YOUR OBJECTIVE:
Starting at the first line of the listing below, repeat each line up to and including the one containing "import React from 'react';". Leave out pictures.

DATA SEGMENT:
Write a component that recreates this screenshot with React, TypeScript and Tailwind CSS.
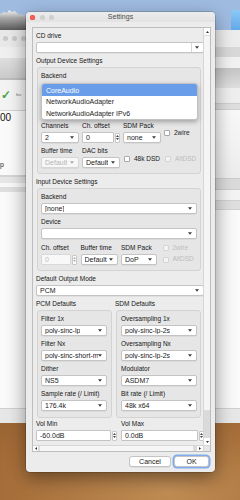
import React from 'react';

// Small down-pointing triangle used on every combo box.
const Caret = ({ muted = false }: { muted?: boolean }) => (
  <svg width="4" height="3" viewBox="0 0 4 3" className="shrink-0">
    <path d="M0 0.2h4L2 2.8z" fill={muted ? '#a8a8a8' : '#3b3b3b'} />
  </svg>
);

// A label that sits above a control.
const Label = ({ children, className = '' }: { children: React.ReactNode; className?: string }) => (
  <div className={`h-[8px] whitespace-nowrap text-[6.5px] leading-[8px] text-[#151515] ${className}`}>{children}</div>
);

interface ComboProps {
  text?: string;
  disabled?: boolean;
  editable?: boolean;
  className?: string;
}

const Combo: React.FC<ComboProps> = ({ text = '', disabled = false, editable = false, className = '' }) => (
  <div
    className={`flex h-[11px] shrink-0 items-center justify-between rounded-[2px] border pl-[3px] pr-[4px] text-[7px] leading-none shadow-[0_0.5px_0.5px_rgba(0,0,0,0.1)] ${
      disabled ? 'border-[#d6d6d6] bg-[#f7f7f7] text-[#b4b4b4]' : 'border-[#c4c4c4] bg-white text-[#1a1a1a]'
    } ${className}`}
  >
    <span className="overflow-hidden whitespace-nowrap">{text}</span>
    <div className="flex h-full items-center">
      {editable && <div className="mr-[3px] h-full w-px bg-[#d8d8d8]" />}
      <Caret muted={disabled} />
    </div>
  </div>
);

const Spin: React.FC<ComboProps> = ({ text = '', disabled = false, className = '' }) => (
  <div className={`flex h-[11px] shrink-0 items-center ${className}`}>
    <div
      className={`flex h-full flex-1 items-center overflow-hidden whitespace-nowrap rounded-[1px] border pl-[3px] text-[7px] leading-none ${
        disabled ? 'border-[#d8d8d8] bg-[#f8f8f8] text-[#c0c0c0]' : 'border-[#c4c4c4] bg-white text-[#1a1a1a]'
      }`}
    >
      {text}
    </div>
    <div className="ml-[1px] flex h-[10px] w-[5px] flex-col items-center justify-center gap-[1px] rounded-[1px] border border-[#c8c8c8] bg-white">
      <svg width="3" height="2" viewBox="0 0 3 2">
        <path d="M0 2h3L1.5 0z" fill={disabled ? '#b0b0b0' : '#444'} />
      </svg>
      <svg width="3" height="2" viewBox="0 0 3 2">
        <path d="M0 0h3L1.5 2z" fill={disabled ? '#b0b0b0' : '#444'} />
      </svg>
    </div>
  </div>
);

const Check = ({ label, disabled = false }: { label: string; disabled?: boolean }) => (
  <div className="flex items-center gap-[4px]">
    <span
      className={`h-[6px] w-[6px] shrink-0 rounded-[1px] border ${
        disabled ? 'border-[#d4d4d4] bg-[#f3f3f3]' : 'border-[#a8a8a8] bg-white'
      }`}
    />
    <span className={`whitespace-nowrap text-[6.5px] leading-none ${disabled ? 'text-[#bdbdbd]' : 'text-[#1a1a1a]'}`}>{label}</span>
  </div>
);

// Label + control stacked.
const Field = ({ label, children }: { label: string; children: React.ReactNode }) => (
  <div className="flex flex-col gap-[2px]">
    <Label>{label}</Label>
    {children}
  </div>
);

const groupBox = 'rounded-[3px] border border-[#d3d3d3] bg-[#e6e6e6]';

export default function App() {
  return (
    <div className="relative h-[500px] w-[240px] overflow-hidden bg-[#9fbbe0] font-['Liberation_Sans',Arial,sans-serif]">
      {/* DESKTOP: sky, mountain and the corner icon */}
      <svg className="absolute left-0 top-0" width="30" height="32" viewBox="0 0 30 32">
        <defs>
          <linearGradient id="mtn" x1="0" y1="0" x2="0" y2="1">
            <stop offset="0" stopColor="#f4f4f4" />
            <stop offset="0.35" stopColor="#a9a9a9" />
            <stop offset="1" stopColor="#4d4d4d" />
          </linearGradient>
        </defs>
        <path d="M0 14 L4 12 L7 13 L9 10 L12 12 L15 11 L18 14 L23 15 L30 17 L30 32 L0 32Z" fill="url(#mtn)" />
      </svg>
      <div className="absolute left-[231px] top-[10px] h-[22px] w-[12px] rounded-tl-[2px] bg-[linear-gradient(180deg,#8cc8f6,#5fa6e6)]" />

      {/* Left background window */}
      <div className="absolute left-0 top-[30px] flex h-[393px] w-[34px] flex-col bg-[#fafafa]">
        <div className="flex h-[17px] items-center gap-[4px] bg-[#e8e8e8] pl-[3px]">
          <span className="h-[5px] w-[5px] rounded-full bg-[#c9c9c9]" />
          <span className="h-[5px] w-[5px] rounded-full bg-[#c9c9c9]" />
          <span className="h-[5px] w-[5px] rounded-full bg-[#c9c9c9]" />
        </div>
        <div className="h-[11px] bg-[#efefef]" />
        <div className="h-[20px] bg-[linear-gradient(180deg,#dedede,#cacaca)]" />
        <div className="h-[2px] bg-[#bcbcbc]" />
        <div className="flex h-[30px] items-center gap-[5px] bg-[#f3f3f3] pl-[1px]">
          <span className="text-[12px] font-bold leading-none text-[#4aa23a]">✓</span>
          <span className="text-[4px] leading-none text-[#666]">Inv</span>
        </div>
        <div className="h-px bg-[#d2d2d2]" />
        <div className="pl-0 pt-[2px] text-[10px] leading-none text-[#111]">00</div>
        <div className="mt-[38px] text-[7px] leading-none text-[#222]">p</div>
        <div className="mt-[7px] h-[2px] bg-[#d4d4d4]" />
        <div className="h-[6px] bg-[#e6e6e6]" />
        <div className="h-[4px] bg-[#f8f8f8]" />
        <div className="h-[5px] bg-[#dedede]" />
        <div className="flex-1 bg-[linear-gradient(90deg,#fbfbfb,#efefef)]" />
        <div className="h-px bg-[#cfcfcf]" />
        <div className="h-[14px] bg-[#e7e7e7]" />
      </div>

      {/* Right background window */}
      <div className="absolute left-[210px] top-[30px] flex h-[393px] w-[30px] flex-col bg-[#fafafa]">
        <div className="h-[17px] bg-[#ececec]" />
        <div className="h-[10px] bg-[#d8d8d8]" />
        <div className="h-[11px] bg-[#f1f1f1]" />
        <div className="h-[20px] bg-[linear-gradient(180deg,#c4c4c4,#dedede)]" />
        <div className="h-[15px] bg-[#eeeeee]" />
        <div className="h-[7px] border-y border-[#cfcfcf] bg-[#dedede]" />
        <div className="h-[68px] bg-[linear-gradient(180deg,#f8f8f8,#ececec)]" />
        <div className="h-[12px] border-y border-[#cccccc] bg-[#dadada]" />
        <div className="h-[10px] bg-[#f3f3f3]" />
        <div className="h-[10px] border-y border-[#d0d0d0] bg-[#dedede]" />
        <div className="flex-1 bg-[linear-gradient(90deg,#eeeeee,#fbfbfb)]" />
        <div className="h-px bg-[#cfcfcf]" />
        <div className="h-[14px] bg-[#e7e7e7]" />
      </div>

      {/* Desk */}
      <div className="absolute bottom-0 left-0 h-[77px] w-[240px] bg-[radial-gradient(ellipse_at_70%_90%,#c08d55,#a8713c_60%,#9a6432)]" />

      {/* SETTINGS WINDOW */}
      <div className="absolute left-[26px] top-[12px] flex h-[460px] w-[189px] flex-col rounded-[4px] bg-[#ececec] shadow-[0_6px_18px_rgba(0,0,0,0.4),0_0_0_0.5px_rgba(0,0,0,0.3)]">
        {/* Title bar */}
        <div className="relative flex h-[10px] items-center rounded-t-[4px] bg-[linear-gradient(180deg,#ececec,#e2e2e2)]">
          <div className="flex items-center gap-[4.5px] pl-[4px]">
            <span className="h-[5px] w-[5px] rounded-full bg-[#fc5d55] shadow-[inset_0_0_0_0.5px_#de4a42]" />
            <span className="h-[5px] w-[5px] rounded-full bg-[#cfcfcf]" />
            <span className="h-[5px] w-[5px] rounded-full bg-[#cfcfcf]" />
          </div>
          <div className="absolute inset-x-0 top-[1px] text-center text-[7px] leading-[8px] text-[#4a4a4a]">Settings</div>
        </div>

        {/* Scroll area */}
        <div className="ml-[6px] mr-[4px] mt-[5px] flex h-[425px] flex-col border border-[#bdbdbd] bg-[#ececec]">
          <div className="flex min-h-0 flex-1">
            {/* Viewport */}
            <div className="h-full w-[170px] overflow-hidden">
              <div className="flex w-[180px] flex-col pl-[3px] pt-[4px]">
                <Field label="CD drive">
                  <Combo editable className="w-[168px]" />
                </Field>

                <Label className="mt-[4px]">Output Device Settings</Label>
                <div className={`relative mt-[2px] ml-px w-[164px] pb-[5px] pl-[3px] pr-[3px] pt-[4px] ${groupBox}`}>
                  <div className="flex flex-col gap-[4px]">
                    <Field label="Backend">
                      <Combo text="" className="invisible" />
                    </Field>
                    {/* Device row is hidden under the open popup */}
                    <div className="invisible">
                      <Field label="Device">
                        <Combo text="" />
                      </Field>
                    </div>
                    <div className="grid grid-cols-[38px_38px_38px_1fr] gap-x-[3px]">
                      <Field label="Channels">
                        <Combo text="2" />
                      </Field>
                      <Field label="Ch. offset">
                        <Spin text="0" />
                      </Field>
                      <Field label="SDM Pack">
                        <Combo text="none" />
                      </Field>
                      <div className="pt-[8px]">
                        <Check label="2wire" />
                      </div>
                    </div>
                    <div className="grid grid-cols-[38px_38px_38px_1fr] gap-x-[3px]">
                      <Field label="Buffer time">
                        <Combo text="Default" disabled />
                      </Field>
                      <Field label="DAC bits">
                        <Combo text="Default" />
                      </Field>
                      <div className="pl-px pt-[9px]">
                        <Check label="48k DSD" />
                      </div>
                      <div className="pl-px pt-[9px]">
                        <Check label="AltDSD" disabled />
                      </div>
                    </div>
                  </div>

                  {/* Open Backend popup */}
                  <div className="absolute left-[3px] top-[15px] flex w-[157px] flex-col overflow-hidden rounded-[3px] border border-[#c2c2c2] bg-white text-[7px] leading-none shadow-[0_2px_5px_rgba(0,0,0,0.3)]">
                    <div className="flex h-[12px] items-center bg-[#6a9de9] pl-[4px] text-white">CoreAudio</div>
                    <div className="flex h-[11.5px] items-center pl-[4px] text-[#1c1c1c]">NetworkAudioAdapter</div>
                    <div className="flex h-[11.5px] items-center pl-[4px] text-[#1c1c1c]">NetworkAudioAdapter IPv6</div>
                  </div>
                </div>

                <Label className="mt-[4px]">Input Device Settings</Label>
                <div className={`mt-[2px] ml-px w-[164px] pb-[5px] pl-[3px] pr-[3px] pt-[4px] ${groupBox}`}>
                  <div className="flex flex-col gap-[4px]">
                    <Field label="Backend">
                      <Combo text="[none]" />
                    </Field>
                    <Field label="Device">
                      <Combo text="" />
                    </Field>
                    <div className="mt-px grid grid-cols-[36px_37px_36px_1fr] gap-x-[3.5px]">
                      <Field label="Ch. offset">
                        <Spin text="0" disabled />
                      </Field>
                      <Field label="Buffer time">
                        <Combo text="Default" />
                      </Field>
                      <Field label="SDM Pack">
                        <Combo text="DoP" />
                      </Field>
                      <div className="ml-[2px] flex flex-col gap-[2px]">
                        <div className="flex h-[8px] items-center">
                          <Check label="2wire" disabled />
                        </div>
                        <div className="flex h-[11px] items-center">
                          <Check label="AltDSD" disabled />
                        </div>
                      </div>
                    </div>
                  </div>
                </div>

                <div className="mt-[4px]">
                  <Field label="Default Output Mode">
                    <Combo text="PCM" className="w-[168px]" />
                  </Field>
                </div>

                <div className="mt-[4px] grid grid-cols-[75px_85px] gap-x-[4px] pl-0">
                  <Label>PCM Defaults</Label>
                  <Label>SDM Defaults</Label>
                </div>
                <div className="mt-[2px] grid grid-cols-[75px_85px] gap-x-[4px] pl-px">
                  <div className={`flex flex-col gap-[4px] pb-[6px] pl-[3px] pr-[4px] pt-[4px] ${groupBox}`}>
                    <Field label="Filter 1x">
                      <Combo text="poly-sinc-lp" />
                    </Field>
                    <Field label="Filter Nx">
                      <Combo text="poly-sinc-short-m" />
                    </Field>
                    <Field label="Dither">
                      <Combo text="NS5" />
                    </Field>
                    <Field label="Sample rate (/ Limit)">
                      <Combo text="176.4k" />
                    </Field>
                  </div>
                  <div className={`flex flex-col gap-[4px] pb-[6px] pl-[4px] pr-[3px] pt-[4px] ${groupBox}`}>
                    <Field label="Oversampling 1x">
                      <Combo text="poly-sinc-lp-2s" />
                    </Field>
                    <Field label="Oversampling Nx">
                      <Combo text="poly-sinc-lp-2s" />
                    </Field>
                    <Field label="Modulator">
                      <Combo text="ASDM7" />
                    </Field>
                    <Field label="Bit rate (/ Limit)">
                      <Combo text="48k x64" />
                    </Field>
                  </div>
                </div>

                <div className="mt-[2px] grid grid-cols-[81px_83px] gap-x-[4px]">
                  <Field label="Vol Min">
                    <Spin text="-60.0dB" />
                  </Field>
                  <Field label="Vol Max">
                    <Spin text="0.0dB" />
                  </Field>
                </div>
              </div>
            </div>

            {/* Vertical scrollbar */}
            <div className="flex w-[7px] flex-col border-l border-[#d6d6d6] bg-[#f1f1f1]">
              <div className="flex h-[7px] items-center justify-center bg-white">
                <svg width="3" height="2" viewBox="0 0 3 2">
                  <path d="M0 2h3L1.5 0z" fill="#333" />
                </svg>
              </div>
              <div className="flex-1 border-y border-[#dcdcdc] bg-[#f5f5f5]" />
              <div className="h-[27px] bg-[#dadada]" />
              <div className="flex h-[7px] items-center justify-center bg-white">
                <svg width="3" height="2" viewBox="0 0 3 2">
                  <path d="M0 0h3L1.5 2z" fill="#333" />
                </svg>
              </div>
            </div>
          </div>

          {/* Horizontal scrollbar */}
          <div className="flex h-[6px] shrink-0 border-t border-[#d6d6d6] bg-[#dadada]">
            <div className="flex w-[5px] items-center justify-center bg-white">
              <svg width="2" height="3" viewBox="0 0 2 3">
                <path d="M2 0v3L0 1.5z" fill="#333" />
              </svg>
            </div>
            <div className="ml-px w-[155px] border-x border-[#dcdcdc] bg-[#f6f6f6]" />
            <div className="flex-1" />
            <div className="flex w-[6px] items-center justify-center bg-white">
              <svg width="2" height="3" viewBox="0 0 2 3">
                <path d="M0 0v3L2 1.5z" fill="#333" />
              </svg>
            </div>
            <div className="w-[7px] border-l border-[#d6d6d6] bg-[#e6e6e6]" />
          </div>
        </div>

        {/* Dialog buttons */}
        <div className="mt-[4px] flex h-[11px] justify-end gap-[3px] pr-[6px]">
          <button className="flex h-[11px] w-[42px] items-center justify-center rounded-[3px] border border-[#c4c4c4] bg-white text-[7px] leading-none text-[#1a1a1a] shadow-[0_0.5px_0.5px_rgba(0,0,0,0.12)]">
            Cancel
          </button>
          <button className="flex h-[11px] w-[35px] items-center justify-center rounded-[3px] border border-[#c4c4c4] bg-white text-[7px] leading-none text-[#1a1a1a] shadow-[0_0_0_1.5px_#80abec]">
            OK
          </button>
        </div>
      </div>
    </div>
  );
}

PROBLEM SOLUTION:
Write a component that recreates this screenshot with React, TypeScript and Tailwind CSS.
import React from 'react';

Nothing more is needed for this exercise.